Does vinegar or fabric softener work better to remove wallpaper?
Both perform similarly in most cases. Vinegar is cheaper and has a stronger smell that fades once the wall dries; fabric softener leaves a milder scent. Try a small test patch with each if you’re unsure which you prefer.
How long does it take to remove wallpaper from one room?
Most average-sized rooms take three hours to a full day, depending on wallpaper type and how many layers are present. Peel-and-stick paper can take under an hour; old, multi-layered traditional wallpaper can stretch into a full weekend project.
Can you remove wallpaper without a steamer?
Yes. Hot water, scoring, and patience remove most wallpaper without a steamer — it just takes longer than steam-assisted removal, particularly on older, thicker paper.
How do you remove wallpaper glue from drywall without damaging it?
Wash the wall in small sections with warm soapy water, let the glue soften for a few minutes, then scrape gently with a plastic (not metal) scraper. Never let drywall stay soaked for more than 15–20 minutes at a time.
Is it worth paying someone to remove wallpaper, or should I DIY it?
For a single room with strippable wallpaper, DIY is usually worth it. For plaster walls, multiple layers, or large square footage, a professional’s speed and experience can offset the added cost.
How do you know if your wallpaper is strippable or not?
Peel at a loose seam or corner. If it comes away in one large, clean piece, it’s strippable. If it tears into smaller pieces or leaves a backing behind, it’s traditional or vinyl-coated and will need water or steam.
Can you paint over wallpaper instead of removing it?

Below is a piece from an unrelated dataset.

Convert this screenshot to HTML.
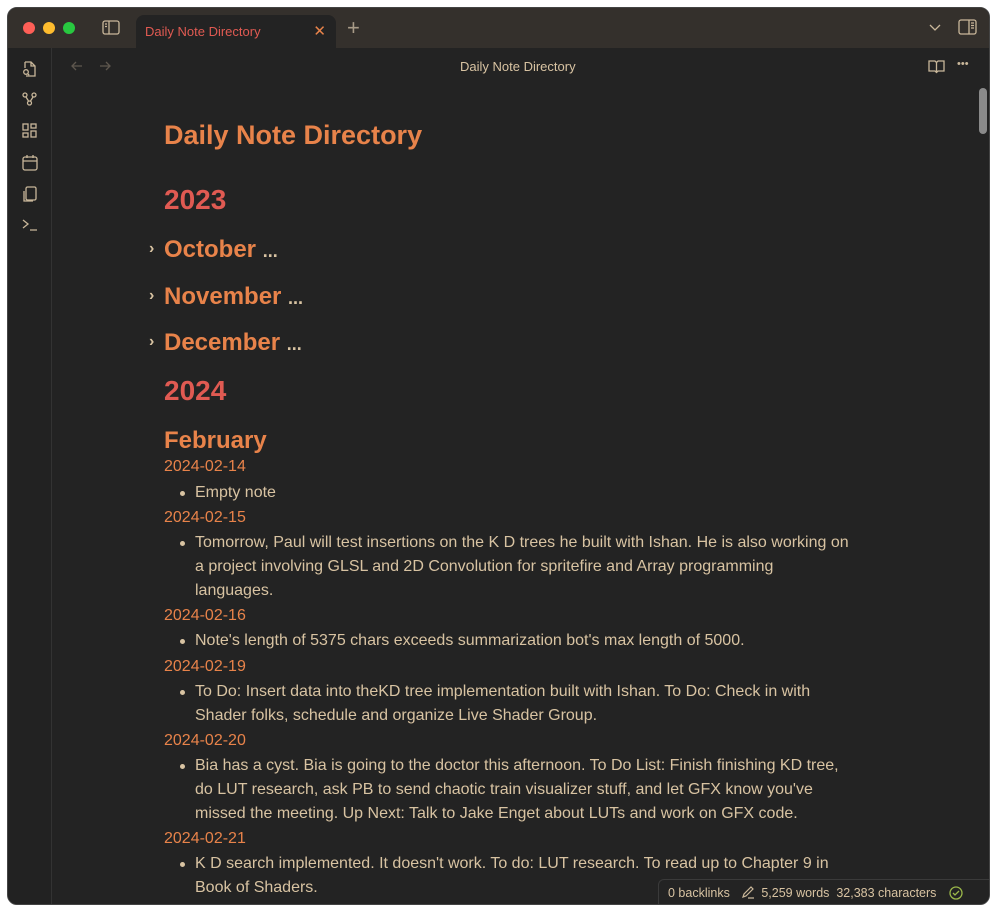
<!DOCTYPE html>
<html><head><style>
*{margin:0;padding:0;box-sizing:border-box}
body{width:996px;height:911px;background:#fff;font-family:"Liberation Sans",sans-serif;position:relative;overflow:hidden}
.win{position:absolute;left:7px;top:7px;width:983px;height:898px;background:#232323;border-radius:10px;overflow:hidden;border:1px solid #444}
.tb{position:absolute;left:0;top:0;width:100%;height:40px;background:#34302c}
.dot{position:absolute;top:14px;width:12px;height:12px;border-radius:50%}
.tab{position:absolute;left:128px;top:7px;width:200px;height:33px;background:#232323;border-radius:8px 8px 0 0;color:#e05a52;font-size:13px;padding:9px 0 0 9px}
.side{position:absolute;left:0;top:40px;width:44px;bottom:0;border-right:1px solid #333;background:#222}
.a{position:absolute;color:#c9b79a}
.c{position:absolute;left:156px;top:0;width:710px;color:#d8c3a2}
h1{position:absolute;font-size:27px;color:#e8834a;font-weight:bold;white-space:nowrap}
.yr{position:absolute;font-size:28px;color:#e05a52;font-weight:bold}
.mo{position:absolute;font-size:24px;color:#e8834a;font-weight:bold}
.mo b{color:#d8c3a2;font-size:18px}
.d{position:absolute;font-size:16px;color:#e8834a}
.b{position:absolute;left:31px;width:665px;font-size:16px;line-height:24px;color:#d8c3a2}
.b:before{content:"";position:absolute;left:-15px;top:10px;width:5px;height:5px;border-radius:50%;background:#d8c3a2}
.car{position:absolute;left:-15px;font-size:16px;color:#d8c3a2}
</style></head><body>
<div class="win">
<div class="tb">
<div class="dot" style="left:15px;background:#fe5f57"></div>
<div class="dot" style="left:35px;background:#febc2e"></div>
<div class="dot" style="left:55px;background:#28c840"></div>
<svg style="position:absolute;left:94px;top:12px" width="18" height="15" viewBox="0 0 18 15" fill="none" stroke="#c9b79a" stroke-width="1.3"><rect x="1" y="1" width="16" height="13" rx="2"/><line x1="7" y1="1" x2="7" y2="14"/><line x1="3" y1="4" x2="5" y2="4"/><line x1="3" y1="6.5" x2="5" y2="6.5"/></svg>
<div class="tab">Daily Note Directory<span style="position:absolute;right:10px;top:7px;color:#e8834a;font-size:15px">✕</span></div>
<div class="a" style="left:339px;top:7px;font-size:22px;color:#a89b88">+</div>
<svg style="position:absolute;left:921px;top:16px" width="12" height="8" fill="none" stroke="#c9b79a" stroke-width="1.3"><path d="M1 1l5 5 5-5"/></svg>
<svg style="position:absolute;left:950px;top:11px" width="19" height="16" fill="none" stroke="#c9b79a" stroke-width="1.3"><rect x="1" y="1" width="17" height="14" rx="2"/><line x1="11" y1="1" x2="11" y2="15"/><line x1="13" y1="4" x2="16" y2="4"/><line x1="13" y1="6.5" x2="16" y2="6.5"/><line x1="13" y1="9" x2="16" y2="9"/></svg>
</div>
<div class="side">
<svg style="position:absolute;left:13px;top:12px" width="18" height="200" fill="none" stroke="#c9b79a" stroke-width="1.3">
<path d="M4 2h6l4 4v10H5M4 2v6M10 2v4h4"/><circle cx="5" cy="12" r="2.3"/><path d="M6.7 13.7l1.5 1.5"/>
<circle cx="4" cy="35" r="2"/><circle cx="13" cy="35" r="2"/><circle cx="8.5" cy="43" r="2"/><path d="M5 37l2.5 4M12 37l-2.5 4"/>
<rect x="2" y="64" width="5" height="6"/><rect x="10" y="64" width="5" height="4"/><rect x="2" y="73" width="5" height="4"/><rect x="10" y="71" width="5" height="6"/>
<rect x="2" y="97" width="14" height="13" rx="2"/><path d="M2 101h14M6 95v3M12 95v3"/>
<rect x="5" y="127" width="10" height="13" rx="1.5"/><path d="M3 131v10h9"/>
<path d="M2 160l5 4-5 4M9 170h7"/>
</svg>
</div>
<svg style="position:absolute;left:62px;top:52px" width="50" height="12" fill="none" stroke="#5e574e" stroke-width="1.3"><path d="M12 6H2M6 2L2 6l4 4M30 6h10M36 2l4 4-4 4"/></svg>
<div class="a" style="left:452px;top:51px;font-size:13px;color:#d8c3a2">Daily Note Directory</div>
<svg style="position:absolute;left:920px;top:51px" width="17" height="15" fill="none" stroke="#c9b79a" stroke-width="1.3"><path d="M1 2h6l1.5 1.5L10 2h6v10h-6l-1.5 1.5L7 12H1zM8.5 3.5v10"/></svg>
<div class="a" style="left:949px;top:50px;font-size:11px;color:#c9b79a;letter-spacing:0px">•••</div>
<div style="position:absolute;left:971px;top:80px;width:8px;height:46px;border-radius:4px;background:#8a8a8a"></div>
<div class="c">
<h1 style="top:112px">Daily Note Directory</h1>
<div class="yr" style="top:176px">2023</div>
<div class="mo" style="top:228px"><span class="car" style="top:4px">›</span>October <b>...</b></div>
<div class="mo" style="top:275px"><span class="car" style="top:4px">›</span>November <b>...</b></div>
<div class="mo" style="top:321px"><span class="car" style="top:4px">›</span>December <b>...</b></div>
<div class="yr" style="top:367px">2024</div>
<div class="mo" style="top:419px">February</div>
<div class="d" style="top:450px">2024-02-14</div>
<div class="b" style="top:473px">Empty note</div>
<div class="d" style="top:501px">2024-02-15</div>
<div class="b" style="top:523px">Tomorrow, Paul will test insertions on the K D trees he built with Ishan. He is also working on<br>a project involving GLSL and 2D Convolution for spritefire and Array programming<br>languages.</div>
<div class="d" style="top:599px">2024-02-16</div>
<div class="b" style="top:621px">Note's length of 5375 chars exceeds summarization bot's max length of 5000.</div>
<div class="d" style="top:650px">2024-02-19</div>
<div class="b" style="top:672px">To Do: Insert data into theKD tree implementation built with Ishan. To Do: Check in with<br>Shader folks, schedule and organize Live Shader Group.</div>
<div class="d" style="top:724px">2024-02-20</div>
<div class="b" style="top:746px">Bia has a cyst. Bia is going to the doctor this afternoon. To Do List: Finish finishing KD tree,<br>do LUT research, ask PB to send chaotic train visualizer stuff, and let GFX know you've<br>missed the meeting. Up Next: Talk to Jake Enget about LUTs and work on GFX code.</div>
<div class="d" style="top:822px">2024-02-21</div>
<div class="b" style="top:844px">K D search implemented. It doesn't work. To do: LUT research. To read up to Chapter 9 in<br>Book of Shaders.</div>
</div>
<div style="position:absolute;left:650px;top:871px;width:333px;height:28px;background:#232323;border:1px solid #3a3a3a;border-radius:6px 0 0 0;font-size:12.5px;color:#d8c3a2;padding:6px 0 0 9px;white-space:nowrap">0 backlinks <svg width="14" height="13" style="margin:0 6px -2px 8px" fill="none" stroke="#c9b79a" stroke-width="1.2"><path d="M2 11l1-3 7-7 2 2-7 7zM7 12h6"/></svg>5,259 words&nbsp; 32,383 characters <svg width="14" height="14" style="margin:0 0 -3px 9px" fill="none" stroke="#9bb84a" stroke-width="1.3"><circle cx="7" cy="7" r="6"/><path d="M4 7l2 2 4-4"/></svg></div>
</div>
</body></html>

Generally, no — paint seals the wallpaper’s seams and texture in place, making removal far harder later and leaving a visibly uneven painted surface. Removal is almost always the better long-term choice before painting.
Final Thoughts
Removing wallpaper isn’t glamorous work, but it’s genuinely doable without professional help in most homes — the real skill is matching your method to your wallpaper type and letting the water or steam do the heavy lifting instead of your arm. Identify what you’re working with, work in small sections, keep the wall from over-soaking, and don’t rush the glue cleanup at the end. If you take one thing from this guide, let it be this: patience removes wallpaper faster than force ever will. Ready to get started? Grab a putty knife, test a corner, and see what you’re dealing with — you’ll know within five minutes whether it’s a quick afternoon job or a weekend project worth planning around.